5 out of 5 stars Magnum Opus on Intelligence   March 28, 2008
 3 out of 3 found this review helpful

I realized after recommending this to a friend that I've never reviewed it. Strange, since it's one of the dozen most important books I've ever read in my nearly half-century on this planet. I first read it over 20 years ago, and continue to refer to its literate and well-crafted pages frequently.

This book is Doug Hofstadter's religion. Since it's so good and so right about so many things, people run off into strange places with Hofstadter's words, sort of like the Bible. GEB (the shorthand name for the book) is, for me, a meta-level examination of what it is to be human. Some people see the shadows of the gods in there. I'm not trying to be melodramatic, nor do I believe I'm overstating the value of this book.

Hofstadter takes the reader along on a Carrollian trip using metaphor and fable. Then he employs pedagogical, practical exercises, and good old-fashion lecture. Rinse and repeat, again and again. When he tells you to get pen and paper, please do it. Take your time with this book. I tried and failed on my first attempt. When I finally settled into it, it took me three months to joyously work my way through it. Take a year if you need it.

Reception, analysis, recursion, reapplication. Hofstadter examines the basic evidences of intelligence, forms sensible, fundamental meta-rules, and builds from there. This book - as others have said - is hard work, like climbing a mountain. But at the end of the endeavor, the view is dazzling.

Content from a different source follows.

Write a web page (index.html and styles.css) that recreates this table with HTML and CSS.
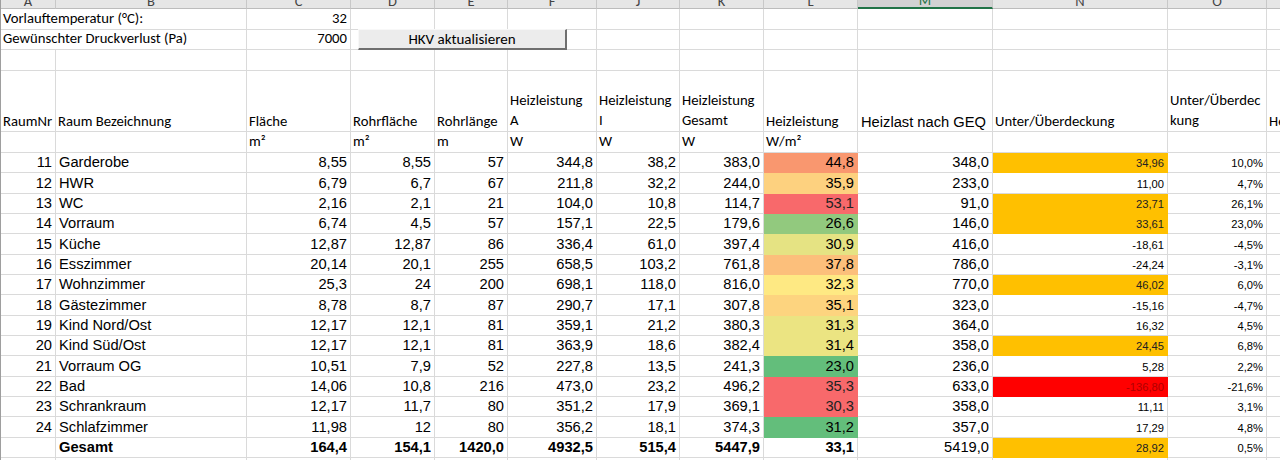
FILE: index.html
```html
<!DOCTYPE html>
<html lang="de">
<head>
<meta charset="utf-8">
<title>Heizkreisverteiler</title>
<link rel="stylesheet" href="styles.css">
</head>
<body>
<div class="sheet">
  <div class="row hdr">
    <div class="hc">A</div><div class="hc">B</div><div class="hc">C</div><div class="hc">D</div><div class="hc">E</div><div class="hc">F</div><div class="hc">J</div><div class="hc">K</div><div class="hc">L</div><div class="hc sel">M</div><div class="hc">N</div><div class="hc">O</div><div class="hc">P</div>
  </div>

  <div class="row h21">
    <div class="c cal span2">Vorlauftemperatur (°C):</div><div class="c cal r">32</div><div class="c"></div><div class="c"></div><div class="c"></div><div class="c"></div><div class="c"></div><div class="c"></div><div class="c"></div><div class="c"></div><div class="c"></div><div class="c"></div>
  </div>
  <div class="row h20">
    <div class="c cal span2">Gewünschter Druckverlust (Pa)</div><div class="c cal r">7000</div><div class="c"></div><div class="c"></div><div class="c"></div><div class="c"></div><div class="c"></div><div class="c"></div><div class="c"></div><div class="c"></div><div class="c"></div><div class="c"></div>
  </div>
  <div class="row h21">
    <div class="c"></div><div class="c"></div><div class="c"></div><div class="c"></div><div class="c"></div><div class="c"></div><div class="c"></div><div class="c"></div><div class="c"></div><div class="c"></div><div class="c"></div><div class="c"></div><div class="c"></div>
  </div>
  <div class="row h61 head">
    <div class="c cal">RaumNr</div><div class="c cal">Raum Bezeichnung</div><div class="c cal">Fläche</div><div class="c cal">Rohrfläche</div><div class="c cal">Rohrlänge</div><div class="c cal wrap">Heizleistung<br>A</div><div class="c cal wrap">Heizleistung<br>I</div><div class="c cal wrap">Heizleistung<br>Gesamt</div><div class="c cal">Heizleistung</div><div class="c">Heizlast nach GEQ</div><div class="c cal">Unter/Überdeckung</div><div class="c cal wrap">Unter/Überdec<br>kung</div><div class="c cal">Heizleistung</div>
  </div>
  <div class="row h21">
    <div class="c"></div><div class="c"></div><div class="c cal">m²</div><div class="c cal">m²</div><div class="c cal">m</div><div class="c cal">W</div><div class="c cal">W</div><div class="c cal">W</div><div class="c cal">W/m²</div><div class="c"></div><div class="c"></div><div class="c"></div><div class="c"></div>
  </div>

  <div class="row d"><div class="c r">11</div><div class="c">Garderobe</div><div class="c r">8,55</div><div class="c r">8,55</div><div class="c r">57</div><div class="c r">344,8</div><div class="c r">38,2</div><div class="c r">383,0</div><div class="c r fill s-448">44,8</div><div class="c r">348,0</div><div class="c r sm fill amber">34,96</div><div class="c r sm">10,0%</div><div class="c"></div></div>
  <div class="row d"><div class="c r">12</div><div class="c">HWR</div><div class="c r">6,79</div><div class="c r">6,7</div><div class="c r">67</div><div class="c r">211,8</div><div class="c r">32,2</div><div class="c r">244,0</div><div class="c r fill s-359">35,9</div><div class="c r">233,0</div><div class="c r sm">11,00</div><div class="c r sm">4,7%</div><div class="c"></div></div>
  <div class="row d"><div class="c r">13</div><div class="c">WC</div><div class="c r">2,16</div><div class="c r">2,1</div><div class="c r">21</div><div class="c r">104,0</div><div class="c r">10,8</div><div class="c r">114,7</div><div class="c r fill s-red">53,1</div><div class="c r">91,0</div><div class="c r sm fill amber">23,71</div><div class="c r sm">26,1%</div><div class="c"></div></div>
  <div class="row d"><div class="c r">14</div><div class="c">Vorraum</div><div class="c r">6,74</div><div class="c r">4,5</div><div class="c r">57</div><div class="c r">157,1</div><div class="c r">22,5</div><div class="c r">179,6</div><div class="c r fill s-266">26,6</div><div class="c r">146,0</div><div class="c r sm fill amber">33,61</div><div class="c r sm">23,0%</div><div class="c"></div></div>
  <div class="row d"><div class="c r">15</div><div class="c">Küche</div><div class="c r">12,87</div><div class="c r">12,87</div><div class="c r">86</div><div class="c r">336,4</div><div class="c r">61,0</div><div class="c r">397,4</div><div class="c r fill s-309">30,9</div><div class="c r">416,0</div><div class="c r sm">-18,61</div><div class="c r sm">-4,5%</div><div class="c"></div></div>
  <div class="row d"><div class="c r">16</div><div class="c">Esszimmer</div><div class="c r">20,14</div><div class="c r">20,1</div><div class="c r">255</div><div class="c r">658,5</div><div class="c r">103,2</div><div class="c r">761,8</div><div class="c r fill s-378">37,8</div><div class="c r">786,0</div><div class="c r sm">-24,24</div><div class="c r sm">-3,1%</div><div class="c"></div></div>
  <div class="row d"><div class="c r">17</div><div class="c">Wohnzimmer</div><div class="c r">25,3</div><div class="c r">24</div><div class="c r">200</div><div class="c r">698,1</div><div class="c r">118,0</div><div class="c r">816,0</div><div class="c r fill s-323">32,3</div><div class="c r">770,0</div><div class="c r sm fill amber">46,02</div><div class="c r sm">6,0%</div><div class="c"></div></div>
  <div class="row d"><div class="c r">18</div><div class="c">Gästezimmer</div><div class="c r">8,78</div><div class="c r">8,7</div><div class="c r">87</div><div class="c r">290,7</div><div class="c r">17,1</div><div class="c r">307,8</div><div class="c r fill s-351">35,1</div><div class="c r">323,0</div><div class="c r sm">-15,16</div><div class="c r sm">-4,7%</div><div class="c"></div></div>
  <div class="row d"><div class="c r">19</div><div class="c">Kind Nord/Ost</div><div class="c r">12,17</div><div class="c r">12,1</div><div class="c r">81</div><div class="c r">359,1</div><div class="c r">21,2</div><div class="c r">380,3</div><div class="c r fill s-313">31,3</div><div class="c r">364,0</div><div class="c r sm">16,32</div><div class="c r sm">4,5%</div><div class="c"></div></div>
  <div class="row d"><div class="c r">20</div><div class="c">Kind Süd/Ost</div><div class="c r">12,17</div><div class="c r">12,1</div><div class="c r">81</div><div class="c r">363,9</div><div class="c r">18,6</div><div class="c r">382,4</div><div class="c r fill s-313">31,4</div><div class="c r">358,0</div><div class="c r sm fill amber">24,45</div><div class="c r sm">6,8%</div><div class="c"></div></div>
  <div class="row d"><div class="c r">21</div><div class="c">Vorraum OG</div><div class="c r">10,51</div><div class="c r">7,9</div><div class="c r">52</div><div class="c r">227,8</div><div class="c r">13,5</div><div class="c r">241,3</div><div class="c r fill s-green">23,0</div><div class="c r">236,0</div><div class="c r sm">5,28</div><div class="c r sm">2,2%</div><div class="c"></div></div>
  <div class="row d"><div class="c r">22</div><div class="c">Bad</div><div class="c r">14,06</div><div class="c r">10,8</div><div class="c r">216</div><div class="c r">473,0</div><div class="c r">23,2</div><div class="c r">496,2</div><div class="c r fill s-red">35,3</div><div class="c r">633,0</div><div class="c r sm fill alarm">-136,80</div><div class="c r sm">-21,6%</div><div class="c"></div></div>
  <div class="row d"><div class="c r">23</div><div class="c">Schrankraum</div><div class="c r">12,17</div><div class="c r">11,7</div><div class="c r">80</div><div class="c r">351,2</div><div class="c r">17,9</div><div class="c r">369,1</div><div class="c r fill s-red">30,3</div><div class="c r">358,0</div><div class="c r sm">11,11</div><div class="c r sm">3,1%</div><div class="c"></div></div>
  <div class="row d"><div class="c r">24</div><div class="c">Schlafzimmer</div><div class="c r">11,98</div><div class="c r">12</div><div class="c r">80</div><div class="c r">356,2</div><div class="c r">18,1</div><div class="c r">374,3</div><div class="c r fill s-green">31,2</div><div class="c r">357,0</div><div class="c r sm">17,29</div><div class="c r sm">4,8%</div><div class="c"></div></div>
  <div class="row d total"><div class="c r"></div><div class="c b">Gesamt</div><div class="c r b">164,4</div><div class="c r b">154,1</div><div class="c r b">1420,0</div><div class="c r b">4932,5</div><div class="c r b">515,4</div><div class="c r b">5447,9</div><div class="c r b">33,1</div><div class="c r">5419,0</div><div class="c r sm fill amber">28,92</div><div class="c r sm">0,5%</div><div class="c"></div></div>
  <div class="row d"><div class="c"></div><div class="c"></div><div class="c"></div><div class="c"></div><div class="c"></div><div class="c"></div><div class="c"></div><div class="c"></div><div class="c"></div><div class="c"></div><div class="c"></div><div class="c"></div><div class="c"></div></div>

  <button class="macro-btn" type="button">HKV aktualisieren</button>
</div>
</body>
</html>
```
FILE: styles.css
```css
html, body {
  margin: 0;
  padding: 0;
  background: #ffffff;
  overflow: hidden;
}

.sheet {
  position: relative;
  width: max-content;
  border-left: 1px solid #9e9e9e;
}

.row {
  display: grid;
  grid-template-columns: 55px 191px 104px 84px 73px 89px 83px 84px 94px 135px 175px 99px 120px;
}

.hdr { height: 9px; }
.h20 { height: 20px; }
.h21 { height: 21px; }
.h61 { height: 61px; }
.d { height: 20.33px; }

.hc {
  box-sizing: border-box;
  display: flex;
  align-items: flex-end;
  justify-content: center;
  overflow: hidden;
  background: #e6e6e6;
  border-right: 1px solid #c8c8c8;
  border-bottom: 1px solid #bcbcbc;
  color: #444444;
  font-family: Calibri, Carlito, Lato, sans-serif;
  font-size: 14.5px;
  line-height: 13px;
}

.hc.sel {
  background: #d2d2d2;
  color: #217346;
  border-bottom: 2px solid #217346;
}

.c {
  box-sizing: border-box;
  display: flex;
  align-items: flex-end;
  overflow: hidden;
  white-space: nowrap;
  padding: 0 3px 2px 3px;
  border-right: 1px solid #dadada;
  border-bottom: 1px solid #dadada;
  font-family: Arial, "Liberation Sans", sans-serif;
  font-size: 14.7px;
  line-height: normal;
  color: #000000;
}

.cal {
  font-family: Calibri, Carlito, Lato, sans-serif;
  font-size: 14.7px;
  padding-left: 2px;
}

.span2 { grid-column: span 2; }

.r { justify-content: flex-end; }

.head .c { padding-bottom: 1px; }

.wrap {
  white-space: normal;
  line-height: 20px;
}

.sm { font-size: 11.2px; padding-bottom: 3px; }

.b { font-weight: bold; }

.fill { border-color: transparent; }

.amber { background: #ffc000; color: #222222; }
.alarm { background: #ff0000; color: #b00000; }

.s-448 { background: #f9976f; }
.s-359 { background: #fdd17f; }
.s-red { background: #f8696b; color: #222222; }
.s-266 { background: #92c97e; }
.s-309 { background: #e5e383; }
.s-378 { background: #fcbf7b; }
.s-323 { background: #fee983; }
.s-351 { background: #fdd47f; }
.s-313 { background: #ebe482; }
.s-green { background: #63be7b; }

.macro-btn {
  position: absolute;
  left: 357px;
  top: 29px;
  width: 209px;
  height: 21px;
  margin: 0;
  padding: 0;
  box-sizing: border-box;
  background: #ececec;
  border-top: 1px solid #f8f8f8;
  border-left: 1px solid #f8f8f8;
  border-right: 2px solid #6f6f6f;
  border-bottom: 2px solid #6f6f6f;
  font-family: Calibri, Carlito, Lato, sans-serif;
  font-size: 15px;
  line-height: 17px;
  color: #000000;
  text-align: center;
}
```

5 out of 5 stars Wow... Deep thoughts, and Abstract Perspectives   February 8, 2008
 2 out of 2 found this review helpful

I have not completed this book, and I am not sure you can ever say that you are complete with a book of this magnitude, however, it will certainly be a book I will review again and again. If you want to be challenged intellectually, this book would be the ticket. I enjoy a good challenge, and although it isn't a 'fun' read, it is valuable book to have in your personal library if you are interested in a paradigm shift in your reality.